Fresh regulatory disclosures have revealed that Affinity Partners, the private equity firm founded by Jared Kushner, is backing Paramount’s hostile $108 billion takeover attempt of Warner Bros. Discovery (WBD). This connection was not disclosed when Paramount first publicly announced its bid, raising new questions about the true structure and political weight behind the deal.
The revelation came through tender offer filings, which showed that the investor group supporting Paramount is broader and more influential than initially presented. The discovery adds another layer of complexity to what has already become one of the most closely watched corporate battles in the global media industry.
Paramount Promotes Its Bid as Easier to Approve
Paramount has told WBD shareholders that its proposal offers a smoother path through U.S. regulatory scrutiny compared with rival bidder Netflix. The company argues that the structure of its offer is designed to reduce antitrust concerns and lower the risk of delays or rejection.
The presence of Affinity Partners strengthens this argument in the eyes of some market observers, given Kushner’s close ties to former U.S. President Donald Trump. While regulators operate independently, political familiarity can shape perceptions of how deals may be received in Washington.
Paramount has not publicly explained why Affinity Partners’ involvement was left out of the initial announcement, and has offered no official comment on the strategic thinking behind its inclusion.
David and Larry Ellison Add Financial and Political Weight
The bid is being spearheaded by David Ellison, head of Paramount, with strong backing from his father, billionaire Larry Ellison. Larry Ellison is widely known for his political donations and support for Republican causes, including backing Donald Trump.
The financial power of the Ellison family gives Paramount formidable resources to pursue such a large transaction.

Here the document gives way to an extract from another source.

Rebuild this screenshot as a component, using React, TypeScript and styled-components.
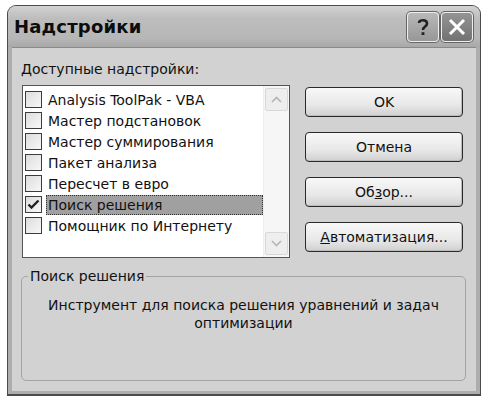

At the same time, the political associations of both the Ellisons and Kushner have drawn attention from lawmakers and industry watchdogs who are closely following the deal’s development.
Gulf Sovereign Funds Quietly Support the Offer
In addition to Affinity Partners, regulatory documents confirmed that sovereign wealth funds from Saudi Arabia, Abu Dhabi, and Qatar are also financially supporting the bid. These state-backed investors were not named in Paramount’s public statement when the offer was first unveiled.
According to the tender documents, these funds have agreed to hold non-voting equity stakes and have formally waived any rights to:
- Board membership
- Voting influence
- Direct management involvement
This structure appears designed to reduce concerns that foreign governments could exert influence over a major U.S. media company, which could otherwise trigger national security and foreign investment reviews.
Tencent’s Exit Reshapes the Investor Group
Tencent, the Chinese technology giant, was part of Paramount’s earlier attempt to acquire WBD in December but has since withdrawn from the consortium. The departure reduces potential geopolitical sensitivity surrounding the bidding group, particularly in light of ongoing U.S.–China tensions.
While Tencent’s exit changes the makeup of the investor alliance, market analysts believe the remaining backers are still financially capable of sustaining the full value of the bid.
Paramount vs. Netflix: Competing Visions for WBD
Paramount’s hostile offer was launched as a direct challenge to Netflix’s competing deal with Warner Bros. Discovery. The two proposals differ significantly:
Paramount’s bid includes:
- A full-company acquisition
- A cash offer of roughly $30 per share
- Control of studios, streaming, and traditional cable networks
Netflix’s proposal:
- Offers a lower per-share value
- Focuses mainly on studios and streaming platforms
- Leaves legacy cable assets out of the transaction
Paramount argues that its approach delivers greater value and certainty for shareholders, while Netflix maintains that its narrower focus is strategically stronger.
Structure Designed to Reduce Political and National Security Risk
A key feature of Paramount’s offer lies in the way outside investors are structured. Affiliates such as Affinity Partners and Gulf sovereign funds have no governance rights and no formal control over decision-making at the combined company.
Legal experts say this approach is aimed at limiting scrutiny from bodies such as:
- The U.S. Department of Justice
- Federal antitrust regulators
- National security and foreign investment review panels
By preventing foreign and politically connected investors from directly influencing operations, Paramount is attempting to present the transaction as a primarily commercial move.
Kushner Expands His Footprint in Major Global Deals
The potential WBD transaction would represent the second major takeover linked to Kushner in 2025. Earlier in the year, Affinity Partners played a role in a major deal to take Electronic Arts private, showing how quickly the firm has expanded its reach.
Since leaving public office, Kushner has built Affinity into a global investment platform with strong connections to Middle Eastern capital and U.S.-based financial institutions. His involvement in large media and technology deals has increasingly attracted attention across political and financial circles.
Warner Bros. Discovery Takes a Cautious Approach
Despite the aggressive nature of Paramount’s move, Warner Bros. Discovery’s board has not abandoned its earlier support for Netflix’s deal. However, the board has confirmed it is reviewing Paramount’s offer, as required by its duties to shareholders.
Industry analysts expect the process to be lengthy as shareholders, regulators, and political stakeholders all weigh the risks and potential rewards.